Mississippi River Fuel Corp. v. Federal Power Com'n

Decision Date30 June 1960
Docket NumberNo. 15167.,15167.
Citation108 US App. DC 284,281 F.2d 919
PartiesMISSISSIPPI RIVER FUEL CORPORATION, Petitioner, v. FEDERAL POWER COMMISSION, Respondent, Illinois Power Company, Laclede Gas Company, MidSouth Gas Company, Intervenors.
CourtU.S. Court of Appeals — District of Columbia Circuit

Mr. Richmond C. Coburn, St. Louis, Mo., of the bar of the Supreme Court of Missouri, pro hac vice, by special leave of court, for petitioner. Mr. Spencer W. Reeder, Washington, D. C., was on the brief.

Mr. W. Russell Gorman, Asst. Gen. Counsel, F. P. C., with whom Messrs. Willard W. Gatchell, Gen. Counsel, F. P. C., and Cyril S. Wofsy, Atty., F. P. C., were on the brief, for respondent. Mr. Howard E. Wahrenbrock, Sol., F. P. C., also entered an appearance for respondent.

Mr. Richard D. Shewmaker, St.
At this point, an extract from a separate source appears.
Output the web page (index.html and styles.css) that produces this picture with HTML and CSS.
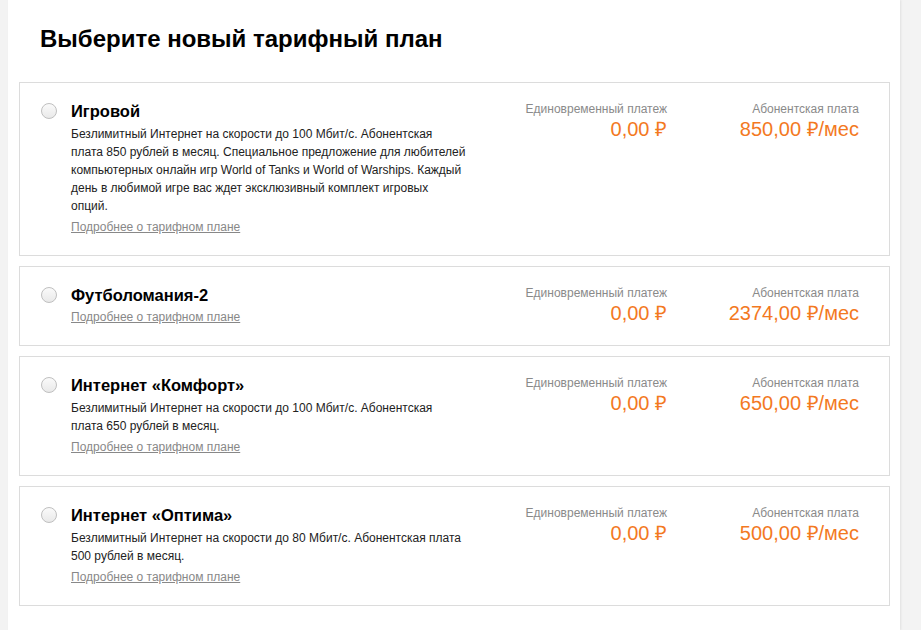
FILE: index.html
```html
<!DOCTYPE html>
<html lang="ru">
<head>
    <meta charset="UTF-8">
    <meta name="viewport" content="width=device-width, initial-scale=1.0">
    <title>Выберите новый тарифный план</title>
    <link rel="stylesheet" href="styles.css">
</head>
<body>
    <div class="page">
        <h1 class="title">Выберите новый тарифный план</h1>

        <div class="tariffs">
            <label class="tariff">
                <span class="radio"></span>
                <div class="info">
                    <div class="name">Игровой</div>
                    <p class="desc">Безлимитный Интернет на скорости до 100 Мбит/с. Абонентская плата 850 рублей в месяц. Специальное предложение для любителей компьютерных онлайн игр World of Tanks и World of Warships. Каждый день в любимой игре вас ждет эксклюзивный комплект игровых опций.</p>
                    <a class="more">Подробнее о тарифном плане</a>
                </div>
                <div class="prices">
                    <div class="price">
                        <div class="price-label">Единовременный платеж</div>
                        <div class="price-value">0,00 ₽</div>
                    </div>
                    <div class="price">
                        <div class="price-label">Абонентская плата</div>
                        <div class="price-value">850,00 ₽/мес</div>
                    </div>
                </div>
            </label>

            <label class="tariff">
                <span class="radio"></span>
                <div class="info">
                    <div class="name">Футболомания-2</div>
                    <a class="more">Подробнее о тарифном плане</a>
                </div>
                <div class="prices">
                    <div class="price">
                        <div class="price-label">Единовременный платеж</div>
                        <div class="price-value">0,00 ₽</div>
                    </div>
                    <div class="price">
                        <div class="price-label">Абонентская плата</div>
                        <div class="price-value">2374,00 ₽/мес</div>
                    </div>
                </div>
            </label>

            <label class="tariff">
                <span class="radio"></span>
                <div class="info">
                    <div class="name">Интернет «Комфорт»</div>
                    <p class="desc">Безлимитный Интернет на скорости до 100 Мбит/с. Абонентская плата 650 рублей в месяц.</p>
                    <a class="more">Подробнее о тарифном плане</a>
                </div>
                <div class="prices">
                    <div class="price">
                        <div class="price-label">Единовременный платеж</div>
                        <div class="price-value">0,00 ₽</div>
                    </div>
                    <div class="price">
                        <div class="price-label">Абонентская плата</div>
                        <div class="price-value">650,00 ₽/мес</div>
                    </div>
                </div>
            </label>

            <label class="tariff">
                <span class="radio"></span>
                <div class="info">
                    <div class="name">Интернет «Оптима»</div>
                    <p class="desc">Безлимитный Интернет на скорости до 80 Мбит/с. Абонентская плата 500 рублей в месяц.</p>
                    <a class="more">Подробнее о тарифном плане</a>
                </div>
                <div class="prices">
                    <div class="price">
                        <div class="price-label">Единовременный платеж</div>
                        <div class="price-value">0,00 ₽</div>
                    </div>
                    <div class="price">
                        <div class="price-label">Абонентская плата</div>
                        <div class="price-value">500,00 ₽/мес</div>
                    </div>
                </div>
            </label>
        </div>
    </div>
</body>
</html>
```

FILE: styles.css
```css
* {
    margin: 0;
    padding: 0;
    box-sizing: border-box;
    font-family: "Liberation Sans", Arial, Helvetica, sans-serif;
}

body {
    background: #f3f3f3;
    height: 630px;
    overflow: hidden;
}

.page {
    width: 892px;
    min-height: 630px;
    margin-left: 8px;
    padding: 0 10px 0 11px;
    background: #fff;
    box-shadow: 1px 0 2px rgba(0, 0, 0, 0.08);
}

.title {
    font-size: 24px;
    font-weight: bold;
    line-height: 28px;
    color: #000;
    padding: 25px 0 0 21px;
    margin-bottom: 29px;
}

.tariffs {
    display: flex;
    flex-direction: column;
    gap: 10px;
}

.tariff {
    display: flex;
    align-items: flex-start;
    border: 1px solid #dcdcdc;
    padding: 18px 30px 20px 21px;
    cursor: pointer;
}

.radio {
    flex: none;
    width: 16px;
    height: 16px;
    margin-top: 2px;
    border: 1px solid #bfbfbf;
    border-radius: 50%;
    background: linear-gradient(#fafafa, #e9e9e9);
}

.info {
    flex: none;
    width: 395px;
    margin-left: 14px;
}

.name {
    font-size: 16.5px;
    font-weight: bold;
    line-height: 20px;
    color: #000;
}

.desc {
    margin-top: 4px;
    font-size: 12px;
    line-height: 18px;
    color: #222;
}

.more {
    display: inline-block;
    margin-top: 4px;
    font-size: 12px;
    line-height: 16px;
    color: #888;
    text-decoration: underline;
}

.prices {
    display: flex;
    margin-left: auto;
}

.price {
    width: 192px;
    text-align: right;
}

.price-label {
    font-size: 12px;
    line-height: 16px;
    color: #8a8a8a;
}

.price-value {
    font-size: 20px;
    line-height: 24px;
    color: #f3791f;
}
```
Louis, Mo., of the bar of the Supreme Court of Missouri, pro hac vice, by special leave of court, with whom Mr. J. David Mann, Jr., Washington, D. C., was on the brief, for intervenor Laclede Gas Co., argued for all intervenors. Mr. William W. Ross, Washington, D. C., also entered an appearance for intervenor Laclede Gas Co.

Messrs. Robert S. Hunt, Chicago, Ill., and G. Duane Vieth, Washington, D. C., were on the brief for intevenor Illinois Power Co.

Messrs. Harry A. Poth, Jr., and Richard M. Merriman, Washington, D. C., were on the brief for intervenor Mid-South Gas Co.

Before PRETTYMAN, Chief Judge, and BAZELON and BURGER, Circuit Judges.

Petition for Rehearing En Banc Denied September 19, 1960.

BURGER, Circuit Judge.

This is an appeal by Mississippi River Fuel Corp. (Mississippi), a natural gas pipeline company, from an order of the Federal Power Commission (Commission) directing Mississippi to make certain rate reductions, and pay certain refunds, to the intervenors, Illinois Power Co., Laclede Gas Co., and MidSouth Gas Co.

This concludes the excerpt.